• _GOAL_
Leave out every picture, then transcribe the rest of the listing exactly.

══ DATA SECTION ══

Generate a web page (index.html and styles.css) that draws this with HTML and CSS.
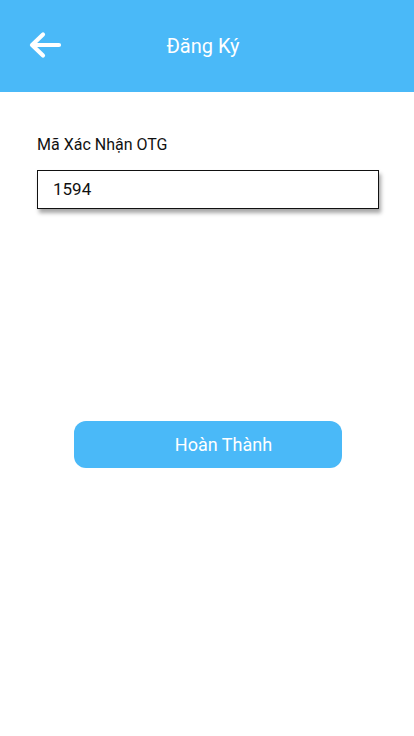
FILE: index.html
```html
<!DOCTYPE html>
<html lang="vi">
<head>
<meta charset="utf-8">
<link rel="stylesheet" href="styles.css">
</head>
<body>
<header class="topbar">
  <button class="back" aria-label="back">
    <svg width="34" height="28" viewBox="0 0 34 28"><path d="M31 14H5M15 3.5L4 14l11 10.5" fill="none" stroke="#fff" stroke-width="4.2" stroke-linecap="round" stroke-linejoin="round"/></svg>
  </button>
  <h1 class="title">Đăng Ký</h1>
</header>
<main class="content">
  <label class="label">Mã Xác Nhận OTG</label>
  <div class="field">1594</div>
  <div class="actions">
    <button class="submit">Hoàn Thành</button>
  </div>
</main>
</body>
</html>
```
FILE: styles.css
```css
* { box-sizing: border-box; }
body { margin: 0; background: #fff; font-family: Roboto, "Noto Sans", sans-serif; }
.topbar {
  height: 92px;
  background: #4ab9f8;
  display: flex;
  align-items: center;
  position: relative;
  padding-left: 28px;
  padding-bottom: 2px;
}
.back { background: none; border: 0; padding: 0; width: 34px; height: 28px; display: flex; }
.title {
  margin: 0;
  font-weight: 400;
  font-size: 20px;
  color: #fff;
  position: absolute;
  left: 0; right: 8px;
  text-align: center;
  top: 34px;
  pointer-events: none;
}
.content { padding: 44px 35px 0 37px; display: flex; flex-direction: column; }
.label { font-size: 16px; color: #111; line-height: 18px; }
.field {
  margin-top: 16px;
  height: 39px;
  border: 1px solid #111;
  box-shadow: 2px 4px 4px rgba(0,0,0,0.35);
  font-size: 17px;
  line-height: 37px;
  padding-left: 15px;
  color: #111;
}
.actions { display: flex; justify-content: center; margin-top: 212px; }
.submit {
  width: 268px;
  height: 47px;
  margin-left: -1px;
  border: 0;
  border-radius: 12px;
  background: #4ab9f8;
  color: #fff;
  font-family: Roboto, sans-serif;
  font-size: 18px;
  padding-left: 38px;
}
```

═══

• _THE REPLY_
Generate a web page (index.html and styles.css) that draws this with HTML and CSS.
FILE: index.html
```html
<!DOCTYPE html>
<html lang="vi">
<head>
<meta charset="utf-8">
<link rel="stylesheet" href="styles.css">
</head>
<body>
<header class="topbar">
  <button class="back" aria-label="back">
    <svg width="34" height="28" viewBox="0 0 34 28"><path d="M31 14H5M15 3.5L4 14l11 10.5" fill="none" stroke="#fff" stroke-width="4.2" stroke-linecap="round" stroke-linejoin="round"/></svg>
  </button>
  <h1 class="title">Đăng Ký</h1>
</header>
<main class="content">
  <label class="label">Mã Xác Nhận OTG</label>
  <div class="field">1594</div>
  <div class="actions">
    <button class="submit">Hoàn Thành</button>
  </div>
</main>
</body>
</html>
```
FILE: styles.css
```css
* { box-sizing: border-box; }
body { margin: 0; background: #fff; font-family: Roboto, "Noto Sans", sans-serif; }
.topbar {
  height: 92px;
  background: #4ab9f8;
  display: flex;
  align-items: center;
  position: relative;
  padding-left: 28px;
  padding-bottom: 2px;
}
.back { background: none; border: 0; padding: 0; width: 34px; height: 28px; display: flex; }
.title {
  margin: 0;
  font-weight: 400;
  font-size: 20px;
  color: #fff;
  position: absolute;
  left: 0; right: 8px;
  text-align: center;
  top: 34px;
  pointer-events: none;
}
.content { padding: 44px 35px 0 37px; display: flex; flex-direction: column; }
.label { font-size: 16px; color: #111; line-height: 18px; }
.field {
  margin-top: 16px;
  height: 39px;
  border: 1px solid #111;
  box-shadow: 2px 4px 4px rgba(0,0,0,0.35);
  font-size: 17px;
  line-height: 37px;
  padding-left: 15px;
  color: #111;
}
.actions { display: flex; justify-content: center; margin-top: 212px; }
.submit {
  width: 268px;
  height: 47px;
  margin-left: -1px;
  border: 0;
  border-radius: 12px;
  background: #4ab9f8;
  color: #fff;
  font-family: Roboto, sans-serif;
  font-size: 18px;
  padding-left: 38px;
}
```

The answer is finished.